I ran across this piece on "5 signs that you should hire a programmer on the spot" with an emphasis on test performance. I tend to agree with the method used, and if you don't like tests, this isn't a stick-someone-in-a-room-alone-for-two-hours test. Read the comments and you'll understand a bit more about the process.

I also found a rebuttal, that notes there is a need to actually talk to the candidate in depth to understand if they really know their stuff. I also agree with that as a great technique, and one that works really well. It depends on some good senior people in your own organization, and their willingness to assess the candidates without involving themselves in a competition of sorts with the interviewee.

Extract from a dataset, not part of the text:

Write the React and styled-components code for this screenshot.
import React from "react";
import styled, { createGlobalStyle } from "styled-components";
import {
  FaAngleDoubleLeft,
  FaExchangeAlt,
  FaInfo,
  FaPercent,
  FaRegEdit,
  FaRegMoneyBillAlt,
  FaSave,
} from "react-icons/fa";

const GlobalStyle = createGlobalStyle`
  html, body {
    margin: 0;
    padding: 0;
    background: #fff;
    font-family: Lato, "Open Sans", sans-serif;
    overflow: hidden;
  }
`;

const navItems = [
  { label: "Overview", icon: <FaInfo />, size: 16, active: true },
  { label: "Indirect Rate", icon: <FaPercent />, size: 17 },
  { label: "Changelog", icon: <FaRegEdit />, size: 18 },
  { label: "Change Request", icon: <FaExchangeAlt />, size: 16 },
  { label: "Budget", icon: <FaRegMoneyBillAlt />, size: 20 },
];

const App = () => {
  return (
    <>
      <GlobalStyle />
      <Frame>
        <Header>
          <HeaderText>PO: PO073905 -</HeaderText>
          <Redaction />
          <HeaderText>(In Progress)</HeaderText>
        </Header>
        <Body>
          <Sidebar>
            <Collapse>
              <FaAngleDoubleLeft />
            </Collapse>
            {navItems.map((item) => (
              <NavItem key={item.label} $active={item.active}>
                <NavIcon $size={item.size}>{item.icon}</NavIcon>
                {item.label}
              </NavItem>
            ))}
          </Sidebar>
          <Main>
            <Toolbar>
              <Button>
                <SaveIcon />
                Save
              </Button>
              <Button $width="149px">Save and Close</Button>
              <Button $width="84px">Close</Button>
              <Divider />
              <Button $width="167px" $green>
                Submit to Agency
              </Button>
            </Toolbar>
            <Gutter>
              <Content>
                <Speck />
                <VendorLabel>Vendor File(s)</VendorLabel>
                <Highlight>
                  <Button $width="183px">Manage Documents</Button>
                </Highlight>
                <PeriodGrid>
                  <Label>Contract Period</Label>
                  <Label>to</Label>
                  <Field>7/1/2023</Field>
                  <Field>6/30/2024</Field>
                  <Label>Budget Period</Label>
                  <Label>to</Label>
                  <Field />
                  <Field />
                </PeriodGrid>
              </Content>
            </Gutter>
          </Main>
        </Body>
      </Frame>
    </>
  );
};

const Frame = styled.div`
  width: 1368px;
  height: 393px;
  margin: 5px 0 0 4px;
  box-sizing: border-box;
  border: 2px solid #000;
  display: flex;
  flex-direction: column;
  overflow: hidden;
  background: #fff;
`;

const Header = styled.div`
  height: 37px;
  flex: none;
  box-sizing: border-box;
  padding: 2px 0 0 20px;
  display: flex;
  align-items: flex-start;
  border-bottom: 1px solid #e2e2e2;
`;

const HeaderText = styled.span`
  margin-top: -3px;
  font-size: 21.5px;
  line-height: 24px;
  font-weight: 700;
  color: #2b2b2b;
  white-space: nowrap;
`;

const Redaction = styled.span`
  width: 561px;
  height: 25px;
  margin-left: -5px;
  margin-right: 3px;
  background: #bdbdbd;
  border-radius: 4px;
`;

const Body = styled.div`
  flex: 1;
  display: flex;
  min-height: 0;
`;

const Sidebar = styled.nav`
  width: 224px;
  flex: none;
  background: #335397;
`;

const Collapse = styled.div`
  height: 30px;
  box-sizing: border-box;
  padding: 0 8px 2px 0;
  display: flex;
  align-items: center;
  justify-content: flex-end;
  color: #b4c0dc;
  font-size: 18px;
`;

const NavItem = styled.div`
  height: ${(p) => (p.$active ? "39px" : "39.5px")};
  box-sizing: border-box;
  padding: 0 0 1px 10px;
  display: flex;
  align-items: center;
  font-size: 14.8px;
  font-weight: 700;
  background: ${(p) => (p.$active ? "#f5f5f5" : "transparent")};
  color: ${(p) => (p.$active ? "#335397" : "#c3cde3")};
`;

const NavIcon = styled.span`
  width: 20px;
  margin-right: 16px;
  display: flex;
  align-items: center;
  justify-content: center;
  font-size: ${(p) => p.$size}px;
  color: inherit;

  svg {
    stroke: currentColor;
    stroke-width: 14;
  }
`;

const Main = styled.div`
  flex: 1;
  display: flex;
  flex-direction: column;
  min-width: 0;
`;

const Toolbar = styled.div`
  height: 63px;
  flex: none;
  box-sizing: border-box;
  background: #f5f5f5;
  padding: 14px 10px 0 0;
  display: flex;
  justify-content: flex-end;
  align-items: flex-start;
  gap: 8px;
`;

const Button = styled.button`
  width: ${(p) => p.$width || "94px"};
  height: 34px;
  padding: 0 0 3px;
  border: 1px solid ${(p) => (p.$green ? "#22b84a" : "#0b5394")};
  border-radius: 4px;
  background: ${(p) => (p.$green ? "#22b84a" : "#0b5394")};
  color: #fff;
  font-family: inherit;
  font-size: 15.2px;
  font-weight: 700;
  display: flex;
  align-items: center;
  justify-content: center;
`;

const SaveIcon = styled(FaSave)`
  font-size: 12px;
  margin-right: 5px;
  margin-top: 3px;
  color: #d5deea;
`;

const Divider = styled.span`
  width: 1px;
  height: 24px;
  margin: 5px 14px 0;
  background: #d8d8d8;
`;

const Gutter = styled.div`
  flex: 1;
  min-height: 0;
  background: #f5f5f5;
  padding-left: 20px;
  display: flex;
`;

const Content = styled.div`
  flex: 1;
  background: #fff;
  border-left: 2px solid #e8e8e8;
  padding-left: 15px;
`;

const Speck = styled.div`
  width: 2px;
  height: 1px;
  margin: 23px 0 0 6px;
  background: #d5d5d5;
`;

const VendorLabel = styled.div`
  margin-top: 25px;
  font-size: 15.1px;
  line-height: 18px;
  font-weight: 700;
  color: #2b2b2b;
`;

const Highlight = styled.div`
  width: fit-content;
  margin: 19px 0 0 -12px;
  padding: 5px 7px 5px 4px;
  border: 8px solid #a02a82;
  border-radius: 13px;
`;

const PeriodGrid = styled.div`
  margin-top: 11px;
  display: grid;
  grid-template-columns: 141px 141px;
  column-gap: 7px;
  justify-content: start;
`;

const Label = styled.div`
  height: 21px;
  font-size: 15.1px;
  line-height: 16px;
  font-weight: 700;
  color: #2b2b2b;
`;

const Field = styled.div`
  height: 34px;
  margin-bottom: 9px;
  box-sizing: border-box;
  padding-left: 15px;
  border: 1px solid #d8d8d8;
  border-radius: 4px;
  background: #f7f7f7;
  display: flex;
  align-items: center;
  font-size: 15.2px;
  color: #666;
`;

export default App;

How do I think both of these techniques work well? Because ultimately you are getting to know the person in both cases, interacting with them, and understanding how they feel about the code. You are assessing the candidate as a person you will have to work with, building a bond, and then deciding if this person will fit in well with your culture. You are engaging in a kind of hive-mind-evaluation to see if this person matches with the particular evolution of the Borg inside your company. You need them to mesh. Not be the same, not to agree, not to always approach problems the same way as others, but to to fit into the particular puzzle shaped space that exists for the position. 

If they do, things will probably work well. If you bend the edges and force a fit, you are probably just asking to repeat the process much sooner in the future than you might otherwise need to.